• [Exercise] Only the number is wanted: tally the lines below that contain the word "with".

• [Data rows]

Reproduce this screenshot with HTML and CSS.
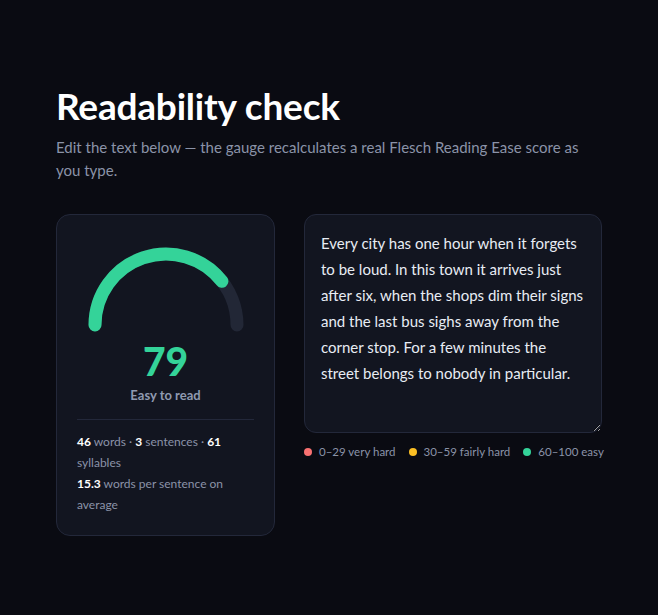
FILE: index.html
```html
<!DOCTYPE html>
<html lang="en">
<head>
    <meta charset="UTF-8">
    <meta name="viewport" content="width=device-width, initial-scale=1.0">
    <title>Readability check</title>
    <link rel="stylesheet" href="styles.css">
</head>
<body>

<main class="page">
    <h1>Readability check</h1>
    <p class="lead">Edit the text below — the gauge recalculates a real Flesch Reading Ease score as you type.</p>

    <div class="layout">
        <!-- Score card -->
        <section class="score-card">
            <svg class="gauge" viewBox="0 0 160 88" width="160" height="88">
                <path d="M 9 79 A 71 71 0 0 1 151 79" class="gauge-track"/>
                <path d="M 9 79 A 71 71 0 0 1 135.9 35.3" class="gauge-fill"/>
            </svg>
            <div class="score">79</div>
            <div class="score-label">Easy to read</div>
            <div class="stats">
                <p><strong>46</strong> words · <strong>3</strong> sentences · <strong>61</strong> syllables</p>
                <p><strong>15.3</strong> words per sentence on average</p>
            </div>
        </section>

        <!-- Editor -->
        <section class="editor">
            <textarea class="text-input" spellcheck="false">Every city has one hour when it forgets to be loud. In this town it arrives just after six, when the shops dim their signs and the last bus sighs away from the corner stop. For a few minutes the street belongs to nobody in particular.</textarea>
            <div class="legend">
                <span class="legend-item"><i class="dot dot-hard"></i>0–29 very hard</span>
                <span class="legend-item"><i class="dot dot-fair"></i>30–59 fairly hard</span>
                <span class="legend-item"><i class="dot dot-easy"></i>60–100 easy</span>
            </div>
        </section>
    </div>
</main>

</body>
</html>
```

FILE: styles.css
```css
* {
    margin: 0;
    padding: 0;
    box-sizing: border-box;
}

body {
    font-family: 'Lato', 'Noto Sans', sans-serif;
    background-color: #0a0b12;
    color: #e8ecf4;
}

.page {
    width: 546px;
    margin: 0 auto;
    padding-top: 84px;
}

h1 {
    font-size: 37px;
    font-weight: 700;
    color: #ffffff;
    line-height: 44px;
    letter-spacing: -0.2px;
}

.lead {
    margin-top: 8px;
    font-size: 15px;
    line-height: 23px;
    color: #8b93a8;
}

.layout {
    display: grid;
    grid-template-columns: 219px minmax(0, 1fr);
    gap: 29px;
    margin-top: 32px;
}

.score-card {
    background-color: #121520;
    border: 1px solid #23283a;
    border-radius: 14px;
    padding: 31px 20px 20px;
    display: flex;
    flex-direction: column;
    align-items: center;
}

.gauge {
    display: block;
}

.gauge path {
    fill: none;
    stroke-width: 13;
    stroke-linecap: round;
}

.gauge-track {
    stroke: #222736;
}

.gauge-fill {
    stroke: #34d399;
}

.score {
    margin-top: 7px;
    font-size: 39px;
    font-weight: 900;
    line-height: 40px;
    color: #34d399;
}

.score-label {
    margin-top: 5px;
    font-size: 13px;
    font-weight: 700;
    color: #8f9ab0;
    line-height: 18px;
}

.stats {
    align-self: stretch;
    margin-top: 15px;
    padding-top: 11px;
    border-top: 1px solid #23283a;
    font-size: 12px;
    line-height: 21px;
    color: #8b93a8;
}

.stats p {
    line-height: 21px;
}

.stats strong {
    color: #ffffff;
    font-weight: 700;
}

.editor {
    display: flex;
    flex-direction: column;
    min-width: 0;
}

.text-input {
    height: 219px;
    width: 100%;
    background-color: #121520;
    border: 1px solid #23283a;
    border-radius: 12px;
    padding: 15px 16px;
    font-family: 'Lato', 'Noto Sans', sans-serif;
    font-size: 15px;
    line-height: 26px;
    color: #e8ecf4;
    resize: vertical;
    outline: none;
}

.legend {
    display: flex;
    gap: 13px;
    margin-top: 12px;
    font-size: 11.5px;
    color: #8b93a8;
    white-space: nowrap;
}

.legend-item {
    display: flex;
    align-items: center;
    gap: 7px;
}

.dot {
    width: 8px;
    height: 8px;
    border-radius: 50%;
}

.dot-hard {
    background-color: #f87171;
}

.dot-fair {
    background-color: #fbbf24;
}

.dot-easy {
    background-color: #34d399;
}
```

* * *

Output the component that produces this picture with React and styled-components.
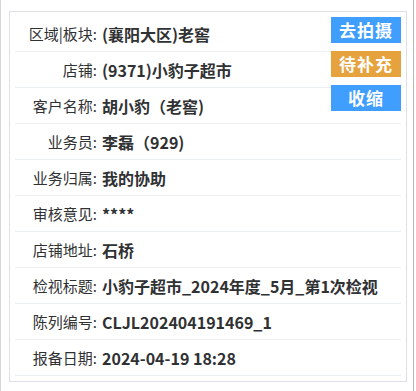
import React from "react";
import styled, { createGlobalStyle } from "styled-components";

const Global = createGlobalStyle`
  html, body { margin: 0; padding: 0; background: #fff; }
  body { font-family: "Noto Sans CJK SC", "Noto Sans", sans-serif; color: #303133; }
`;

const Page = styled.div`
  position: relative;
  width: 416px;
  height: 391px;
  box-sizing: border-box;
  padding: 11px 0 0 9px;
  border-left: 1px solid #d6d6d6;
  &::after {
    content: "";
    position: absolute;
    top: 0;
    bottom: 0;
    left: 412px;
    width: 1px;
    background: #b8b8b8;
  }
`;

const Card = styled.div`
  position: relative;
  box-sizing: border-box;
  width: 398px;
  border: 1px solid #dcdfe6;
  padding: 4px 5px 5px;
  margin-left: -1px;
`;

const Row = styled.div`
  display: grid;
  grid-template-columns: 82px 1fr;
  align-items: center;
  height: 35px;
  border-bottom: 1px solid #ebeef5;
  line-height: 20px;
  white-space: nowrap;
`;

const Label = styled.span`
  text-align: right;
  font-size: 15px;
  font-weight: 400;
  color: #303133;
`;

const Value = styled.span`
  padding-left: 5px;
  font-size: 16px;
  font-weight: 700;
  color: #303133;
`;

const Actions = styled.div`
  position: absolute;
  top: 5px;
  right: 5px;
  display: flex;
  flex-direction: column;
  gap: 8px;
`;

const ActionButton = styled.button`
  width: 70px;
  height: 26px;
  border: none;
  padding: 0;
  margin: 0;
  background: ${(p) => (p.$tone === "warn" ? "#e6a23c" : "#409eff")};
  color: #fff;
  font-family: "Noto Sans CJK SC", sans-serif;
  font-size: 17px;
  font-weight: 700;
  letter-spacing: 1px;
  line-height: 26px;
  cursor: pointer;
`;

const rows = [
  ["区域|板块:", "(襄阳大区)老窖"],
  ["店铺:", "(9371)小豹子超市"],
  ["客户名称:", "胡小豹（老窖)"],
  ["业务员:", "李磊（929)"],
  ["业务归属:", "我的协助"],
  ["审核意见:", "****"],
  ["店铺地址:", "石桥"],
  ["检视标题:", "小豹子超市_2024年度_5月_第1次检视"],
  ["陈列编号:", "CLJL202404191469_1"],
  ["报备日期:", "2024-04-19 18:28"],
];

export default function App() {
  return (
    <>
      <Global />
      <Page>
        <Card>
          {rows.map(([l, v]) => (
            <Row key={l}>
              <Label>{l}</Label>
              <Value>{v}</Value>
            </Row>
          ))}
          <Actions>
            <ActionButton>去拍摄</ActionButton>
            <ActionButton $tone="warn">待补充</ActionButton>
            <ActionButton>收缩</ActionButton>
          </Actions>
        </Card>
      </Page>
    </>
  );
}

• [Reply to the task] 2